Performances refuse the era’s operatic semaphore. The shunned minister (actor uncredited, lost to nitrate rot) underplays until his final breakdown: pupils dilated, nostrils flared, a silent scream held so long the frame itself seems to blister. Conversely, the saloon-keeper’s daughter—part temptress, part beatific confessor—delivers her close-ups with the unblinking candor later perfected by Falconetti. Note the scene where she threads a single daisy through the pastor’s buttonhole: the camera lingers on her thumb brushing his sternum, a micro-gesture that contains oceans of transgressive longing.

Gray’s script, deceptively linear, spirals inward like a Lutheran fugue. Each narrative statement—“He was cast out”—returns inverted: the outcast becomes the only one still capable of grace. The brothers’ final nocturnal duet, shot in a single long take beside the railroad tracks, achieves the sublime equilibrium Parsifal strove for: sin and absolution not as opposites but as harmonics of the same wounded chord.

Compare this moral nuance to the Manichean swagger of The Redemption of White Hawk or the sentimental martyrdom of Life and Passion of Christ. Gray refuses to let either brother off the hook; redemption here is earned in the currency of sleepless nights and split knuckles, not via deus-ex-tabernacle.

Technically, the film is a bridge between the tableau staging of From the Manger to the Cross and the proto-modernist montage Soviet cinema would soon canonize. A dolly shot—audacious for 1913—glides past saloon patrons reflected in a cracked mirror, doubling and tripling them into a kaleidoscope of moral relativism. The negative space around the volunteer organist’s silhouette is scored like rests in a requiem: absence as presence.

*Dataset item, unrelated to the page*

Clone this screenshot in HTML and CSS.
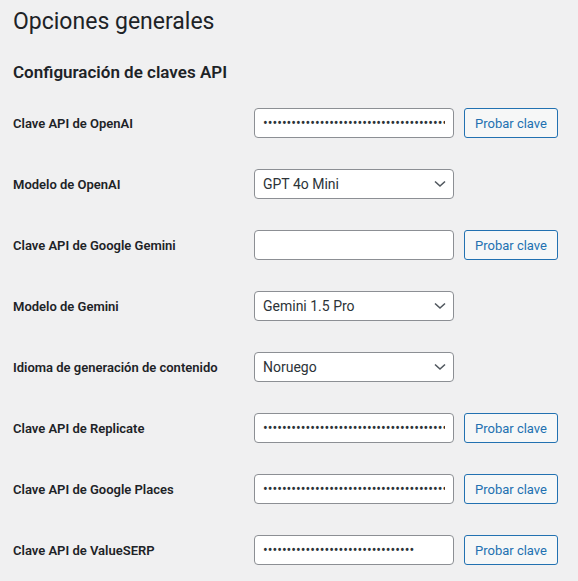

Yet for all its aesthetic bravura, Volunteer Organist is ultimately a bruised valentine to failure. The final iris-in does not close on a saved soul but on a man still trembling, fingers poised above silent keys, unsure whether the next note will be a hallelujah or a howl. That unresolved tension is what makes the film feel, even at 110 years’ distance, startlingly contemporary—closer to the wounded masculinity of The Strangler’s Grip than to the moral certitudes of Ten Nights in a Barroom.

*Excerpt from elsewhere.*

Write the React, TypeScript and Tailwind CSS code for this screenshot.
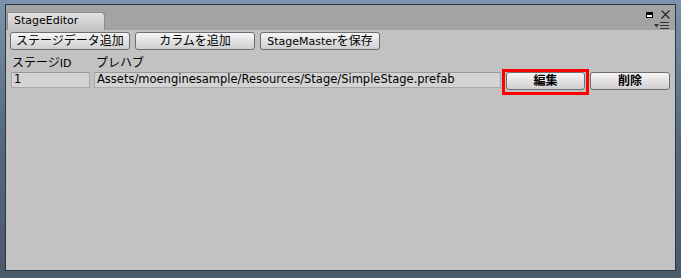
import React from "react"

const font = { fontFamily: '"DejaVu Sans", "Noto Sans CJK JP", sans-serif' }

function Jp({ children }: { children: React.ReactNode }) {
  return <span className="text-[12px]">{children}</span>
}

function Btn({ children, className = "" }: { children: React.ReactNode; className?: string }) {
  return (
    <div
      className={`flex items-center justify-center rounded-[3px] border border-[#6e6e6e] bg-gradient-to-b from-[#f6f6f6] to-[#cfcfcf] text-[11px] leading-none text-black ${className}`}
    >
      {children}
    </div>
  )
}

export default function App() {
  return (
    <div
      className="flex h-[278px] w-[681px] flex-col bg-gradient-to-b from-[#7d93ad] via-[#56687a] to-[#4a5a6a] pt-[4px] pr-[5px] pb-[7px] pl-[5px]"
      style={font}
    >
      <div className="flex flex-1 flex-col border border-[#2c3640] bg-[#c2c2c2]">
        {/* tab strip */}
        <div className="relative flex h-[25px] items-end bg-[#a3a3a3] pl-[1px]">
          <div className="flex h-[18px] w-[98px] items-center rounded-tr-[4px] border-t border-r border-l border-[#8c8c8c] bg-gradient-to-b from-[#e2e2e2] to-[#c4c4c4] pl-[6px] text-[11px] text-black">
            StageEditor
          </div>
          <div className="absolute top-[5px] right-[5px] flex items-center gap-[8px]">
            <div className="h-[6px] w-[7px] border border-black border-t-[3px] bg-white" />
            <svg width="9" height="9" viewBox="0 0 9 9">
              <path d="M0.5 0.5 L8.5 8.5 M8.5 0.5 L0.5 8.5" stroke="#222" strokeWidth="1.1" />
            </svg>
          </div>
          <div className="absolute top-[17px] right-[6px] flex items-center gap-[1px]">
            <svg width="5" height="4" viewBox="0 0 5 4">
              <path d="M0 0 L5 0 L2.5 3.5 Z" fill="#333" />
            </svg>
            <svg width="9" height="7" viewBox="0 0 9 7">
              <path d="M0 0.5 H9 M0 3.5 H9 M0 6.5 H9" stroke="#333" strokeWidth="1" />
            </svg>
          </div>
        </div>

        {/* toolbar */}
        <div className="flex gap-[5px] pt-[2px] pl-[4px]">
          <Btn className="h-[18px] w-[120px]"><Jp>ステージデータ追加</Jp></Btn>
          <Btn className="h-[18px] w-[120px]"><Jp>カラムを追加</Jp></Btn>
          <Btn className="h-[18px] w-[120px]">StageMaster<Jp>を保存</Jp></Btn>
        </div>

        {/* labels */}
        <div className="mt-[5px] flex h-[14px] items-center pt-[1px] pl-[6px] text-[11px] leading-none text-black">
          <div className="w-[84px]"><Jp>ステージ</Jp>ID</div>
          <div><Jp>プレハブ</Jp></div>
        </div>

        {/* row */}
        <div className="flex items-start pl-[5px]">
          <div className="mt-[3px] flex h-[16px] w-[79px] items-center border border-[#a9a9a9] border-t-[#9a9a9a] bg-[#d3d3d3] pl-[2px] text-[11.5px] text-black">
            1
          </div>
          <div className="mt-[3px] ml-[4px] flex h-[16px] w-[407px] items-center border border-[#a9a9a9] border-t-[#9a9a9a] bg-[#d3d3d3] pl-[2px] text-[11.5px] text-black">
            Assets/moenginesample/Resources/Stage/SimpleStage.prefab
          </div>
          <div className="ml-[1px] border-[3px] border-[#ff0000] px-[1px] pb-[2px]">
            <Btn className="h-[18px] w-[79px] font-bold"><Jp>編集</Jp></Btn>
          </div>
          <Btn className="mt-[3px] ml-[1px] h-[18px] w-[80px] font-bold"><Jp>削除</Jp></Btn>
        </div>
      </div>
    </div>
  )
}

Restorationists at Eye Filmmuseum have salvaged only 647 feet of the original thousand, leaving gaping lacunae. Rather than cripple the narrative, these ruptures intensify its elegiac pulse; every missing frame feels like a pew left vacant after scandal. The tinting—amber for interiors, viridian for exteriors, cobalt for crepuscular angst—has been reconstructed via photochemical analysis of Belgian distribution rolls, yielding hues that seethe rather than soothe.

Critics who relegate silent shorts to museum footnotes should be strapped to a chair and made to witness the moment the minister’s trembling hand lifts the chalice while his brother’s drunken laughter echoes off-screen. In that collision of sacrament and sacrilege, Gray anticipates Bunuel’s Viridiana by half a century, proving that the flickering ghosts of 1913 can haunt hi-res sensibilities with pixel-shattering ferocity.

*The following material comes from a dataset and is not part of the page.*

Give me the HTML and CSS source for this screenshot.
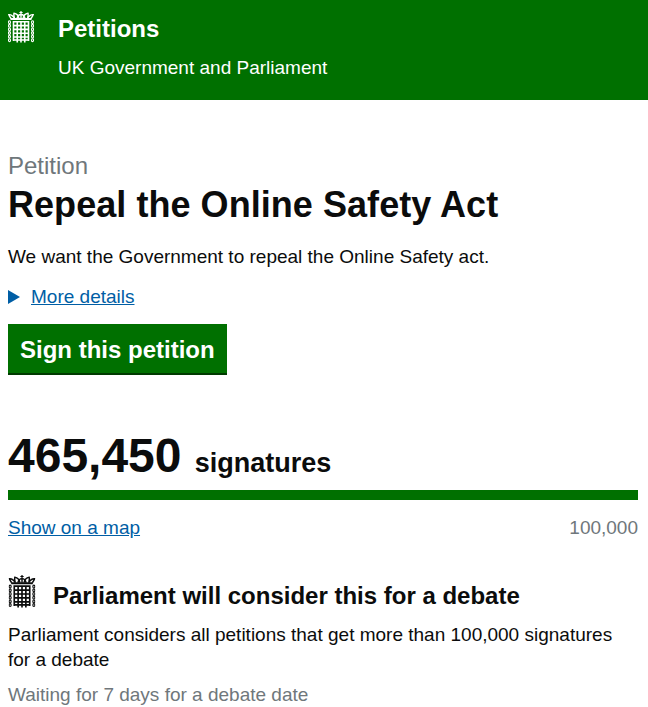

So, is Volunteer Organist a religious tract? A prohibition screed? A frontier melodrama? It is all and none—an exquisitely fractured hymn to the moment when righteousness curdles into self-righteousness, when love for the “wrong” woman becomes the only honest liturgy left. Between hymn and hangover lies a frequency only the heartbroken can hear; Gray simply hands us the rusted ear-trumpet and dares us to listen.

If you emerge from its 14-minute runtime unchanged, check your pulse—and your prejudices. Because somewhere in the cosmic ledger, your own private saloon is still serving last call, and the organist hasn’t shown up yet.